If you grew up in a developed country, you took the education luxury for granted and never thought about millions of people around the world who can’t read or write. The World Population Review shares the literacy rate for most countries around the world each year and their 2020 report was published recently.
If you are looking to see which are the most educated countries in Africa in 2021 or the highest literacy rate in Africa, keep reading. In this post, we’ll talk about the top 10 most educated countries in Africa.
1- Equatorial Guinea
Equatorial Guinea is the most educated country in Africa.
With a population of 1,402,983, Equatorial Guinea has a literacy rate of 95.30%.
Education in Equatorial Guinea is free and compulsory until the age of 14. Primary education is for five years followed by four years of secondary in the first stage and three subsequent years of secondary education in the second stage. In 2001, about 35% of children between the ages of three and six were enrolled in some type of preschool program.
2- South Africa
South Africa is the second-most educated country in Africa.
With a population of 59,308,690, South Africa has a literacy rate of 94.30%.
Education in South Africa is continuing to take strain as the government attempts to achieve equal opportunities for all. The system is divided into 3 strata, namely general education and training, further education and training, and higher education and training. The process is compulsory through to grade 9, and spans 12 grades in total. The first 6 years are spent in primary school where literacy and numeracy are established.
Seychelles is the third-most educated country in Africa.
With a population of 98,347, Seychelles has a literacy rate of 91.80%.
In Seychelles, education is compulsory up to the age of 16, and free through secondary school until age 18. Students must pay for uniforms, but not for books or tuition. Primary school attendance statistics are not available for Seychelles. As of 2002, 99 percent of children who started primary school were likely to reach grade 5.

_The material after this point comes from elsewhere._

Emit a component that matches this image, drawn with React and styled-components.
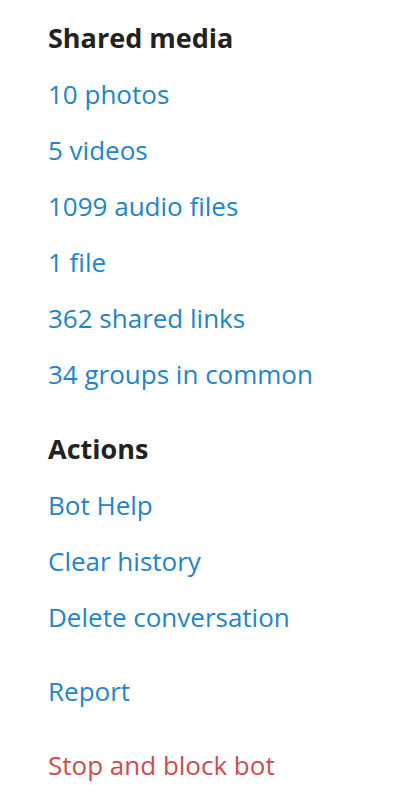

Libya is the fourth most educated country in Africa.
With a population of 6,871,292, Libya has a literacy rate of 91.00%.
Education in Libya begins with primary education, which is both free and compulsory. Children in Libya between the ages of 6 and 15 attend primary school and then attend secondary school for three additional years (15- to 18-year-olds).
Mauritius is the fifth-most educated country in Africa.
With a population of 1,271,768, Mauritius has a literacy rate of 90.60%.
Primary education was made compulsory and offered for free. Education at the secondary level was not compulsory but offered free. Higher education was provided through the University of Mauritius. Education has been free through the secondary level since 1976 and through the post-secondary level since 1988.
Botswana is the sixth-most educated country in Africa.
With a population of 2,351,627, Botswana has a literacy rate of 88.50%.
Education in Botswana is free, but it is not compulsory. The Ministry of Education has authority over all of Botswana’s educational structure except the University of Botswana. Schooling in Botswana is not mandatory. The first ten years, starting at age six are however free. There are seven years of primary school, the first four of which are taught in Setswana. After that, classes are taught in English.
7- Cape Verde
Cape Verde is the seventh-most educated country in Africa.
With a population of 555,987, Cape Verde has a literacy rate of 87.60%.
Education in Cape Verde is organized into a six-six formal education structure, meaning that children enter primary school at the age of 6, and then are required to attend school for six years.
Zimbabwe is the eighth-most educated country in Africa.
With a population of 14,862,924, Zimbabwe has a literacy rate of 86.50%.
Zimbabwe’s education system consists of 7 years of primary and 6 years of secondary schooling before students can enter university in the country or abroad. The academic year in Zimbabwe runs from January to December, with three-month terms, broken up by one-month holidays, with a total of 40 weeks of school per year.
Burundi is the ninth-most educated country in Africa.
With a population of 11,890,784, Burundi has a literacy rate of 85.60%.
Education is compulsory in Burundi for six years between the ages of seven and 13. Theoretically, primary education is free at the point of use. Primary education in Burundi spans six grades between the ages of 7 and 13. The next educational tier, known as Lower Secondary, comprises an additional four grades.
Gabon is the tenth-most educated country in Africa.
With a population of 2,225,734, Gabon has a literacy rate of 83.20%.
Education in Gabon is largely based on the French educational system. Education is compulsory for children ages 6 to 16 years under the Education Act. Most children in Gabon start their school lives by attending nurseries (Crèche), then kindergarten (Jardins d’Enfants). At age 6, they are enrolled in primary school (école primaire) which is made up of six grades. The next level is secondary school (école secondaire), which is made up of seven grades. The intended age at graduation is 19 years. Graduates of secondary school can apply for universities or other institutions of higher learning, such as engineering schools or business schools.